▶ [Material provided]
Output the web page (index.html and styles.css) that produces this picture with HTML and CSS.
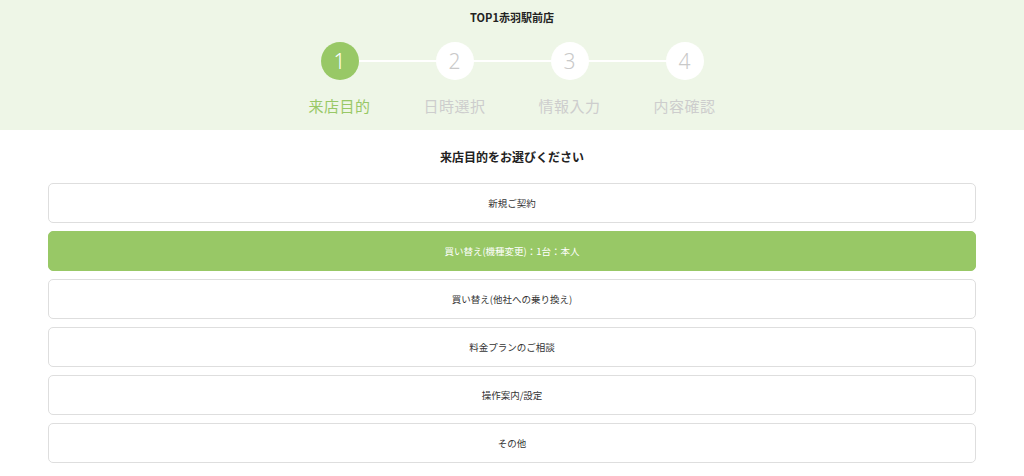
FILE: index.html
```html
<!DOCTYPE html>
<html lang="ja">
<head>
<meta charset="utf-8">
<title>来店予約</title>
<link rel="stylesheet" href="styles.css">
</head>
<body>
<header class="header">
  <h1 class="shop">TOP1赤羽駅前店</h1>
  <ol class="steps">
    <li class="step active"><span class="num">1</span><span class="label">来店目的</span></li>
    <li class="step"><span class="num">2</span><span class="label">日時選択</span></li>
    <li class="step"><span class="num">3</span><span class="label">情報入力</span></li>
    <li class="step"><span class="num">4</span><span class="label">内容確認</span></li>
  </ol>
</header>
<main class="main">
  <h2 class="title">来店目的をお選びください</h2>
  <div class="options">
    <button class="option">新規ご契約</button>
    <button class="option selected">買い替え(機種変更)：1台：本人</button>
    <button class="option">買い替え(他社への乗り換え)</button>
    <button class="option">料金プランのご相談</button>
    <button class="option">操作案内/設定</button>
    <button class="option">その他</button>
  </div>
</main>
</body>
</html>
```

FILE: styles.css
```css
* { box-sizing: border-box; }
html, body { margin: 0; padding: 0; }
body {
  font-family: "Noto Sans CJK JP", "Noto Sans", sans-serif;
  color: #333;
  background: #fff;
}
.header {
  background: #eef6e7;
  height: 130px;
  padding-top: 9px;
}
.shop {
  margin: 0;
  text-align: center;
  font-size: 11px;
  font-weight: 700;
  line-height: 16px;
  color: #222;
}
.steps {
  list-style: none;
  margin: 17px auto 0;
  padding: 0;
  display: grid;
  grid-template-columns: repeat(4, 115px);
  justify-content: center;
}
.step {
  position: relative;
  display: flex;
  flex-direction: column;
  align-items: center;
}
.step + .step::before {
  content: "";
  position: absolute;
  top: 18px;
  left: -58px;
  width: 116px;
  height: 2px;
  background: #fff;
}
.num {
  position: relative;
  z-index: 1;
  width: 38px;
  height: 38px;
  border-radius: 50%;
  background: #fff;
  color: #c9c9c9;
  font-family: "Noto Sans", sans-serif;
  font-weight: 300;
  font-size: 21px;
  line-height: 38px;
  text-align: center;
}
.label {
  margin-top: 15px;
  font-size: 15px;
  line-height: 22px;
  color: #cdcdcd;
  letter-spacing: 0.5px;
}
.step.active .num { background: #98c866; color: #fff; }
.step.active .label { color: #98c866; }
.main {
  padding: 18px 48px 0;
}
.title {
  margin: 0 0 17px;
  text-align: center;
  font-size: 12px;
  font-weight: 700;
  line-height: 18px;
  color: #222;
}
.options {
  display: flex;
  flex-direction: column;
  gap: 8px;
}
.option {
  display: block;
  width: 100%;
  height: 40px;
  border: 1px solid #dedede;
  border-radius: 5px;
  background: #fff;
  color: #333;
  font-family: "Noto Sans CJK JP", "Noto Sans", sans-serif;
  font-size: 9.5px;
  text-align: center;
  padding: 0;
  cursor: pointer;
}
.option.selected {
  background: #98c866;
  border-color: #98c866;
  color: #fff;
}
```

▶ [What is being asked] Strip out the pictures and quote the remaining data word for word.

▶ [Written answer]
Output the web page (index.html and styles.css) that produces this picture with HTML and CSS.
FILE: index.html
```html
<!DOCTYPE html>
<html lang="ja">
<head>
<meta charset="utf-8">
<title>来店予約</title>
<link rel="stylesheet" href="styles.css">
</head>
<body>
<header class="header">
  <h1 class="shop">TOP1赤羽駅前店</h1>
  <ol class="steps">
    <li class="step active"><span class="num">1</span><span class="label">来店目的</span></li>
    <li class="step"><span class="num">2</span><span class="label">日時選択</span></li>
    <li class="step"><span class="num">3</span><span class="label">情報入力</span></li>
    <li class="step"><span class="num">4</span><span class="label">内容確認</span></li>
  </ol>
</header>
<main class="main">
  <h2 class="title">来店目的をお選びください</h2>
  <div class="options">
    <button class="option">新規ご契約</button>
    <button class="option selected">買い替え(機種変更)：1台：本人</button>
    <button class="option">買い替え(他社への乗り換え)</button>
    <button class="option">料金プランのご相談</button>
    <button class="option">操作案内/設定</button>
    <button class="option">その他</button>
  </div>
</main>
</body>
</html>
```

FILE: styles.css
```css
* { box-sizing: border-box; }
html, body { margin: 0; padding: 0; }
body {
  font-family: "Noto Sans CJK JP", "Noto Sans", sans-serif;
  color: #333;
  background: #fff;
}
.header {
  background: #eef6e7;
  height: 130px;
  padding-top: 9px;
}
.shop {
  margin: 0;
  text-align: center;
  font-size: 11px;
  font-weight: 700;
  line-height: 16px;
  color: #222;
}
.steps {
  list-style: none;
  margin: 17px auto 0;
  padding: 0;
  display: grid;
  grid-template-columns: repeat(4, 115px);
  justify-content: center;
}
.step {
  position: relative;
  display: flex;
  flex-direction: column;
  align-items: center;
}
.step + .step::before {
  content: "";
  position: absolute;
  top: 18px;
  left: -58px;
  width: 116px;
  height: 2px;
  background: #fff;
}
.num {
  position: relative;
  z-index: 1;
  width: 38px;
  height: 38px;
  border-radius: 50%;
  background: #fff;
  color: #c9c9c9;
  font-family: "Noto Sans", sans-serif;
  font-weight: 300;
  font-size: 21px;
  line-height: 38px;
  text-align: center;
}
.label {
  margin-top: 15px;
  font-size: 15px;
  line-height: 22px;
  color: #cdcdcd;
  letter-spacing: 0.5px;
}
.step.active .num { background: #98c866; color: #fff; }
.step.active .label { color: #98c866; }
.main {
  padding: 18px 48px 0;
}
.title {
  margin: 0 0 17px;
  text-align: center;
  font-size: 12px;
  font-weight: 700;
  line-height: 18px;
  color: #222;
}
.options {
  display: flex;
  flex-direction: column;
  gap: 8px;
}
.option {
  display: block;
  width: 100%;
  height: 40px;
  border: 1px solid #dedede;
  border-radius: 5px;
  background: #fff;
  color: #333;
  font-family: "Noto Sans CJK JP", "Noto Sans", sans-serif;
  font-size: 9.5px;
  text-align: center;
  padding: 0;
  cursor: pointer;
}
.option.selected {
  background: #98c866;
  border-color: #98c866;
  color: #fff;
}
```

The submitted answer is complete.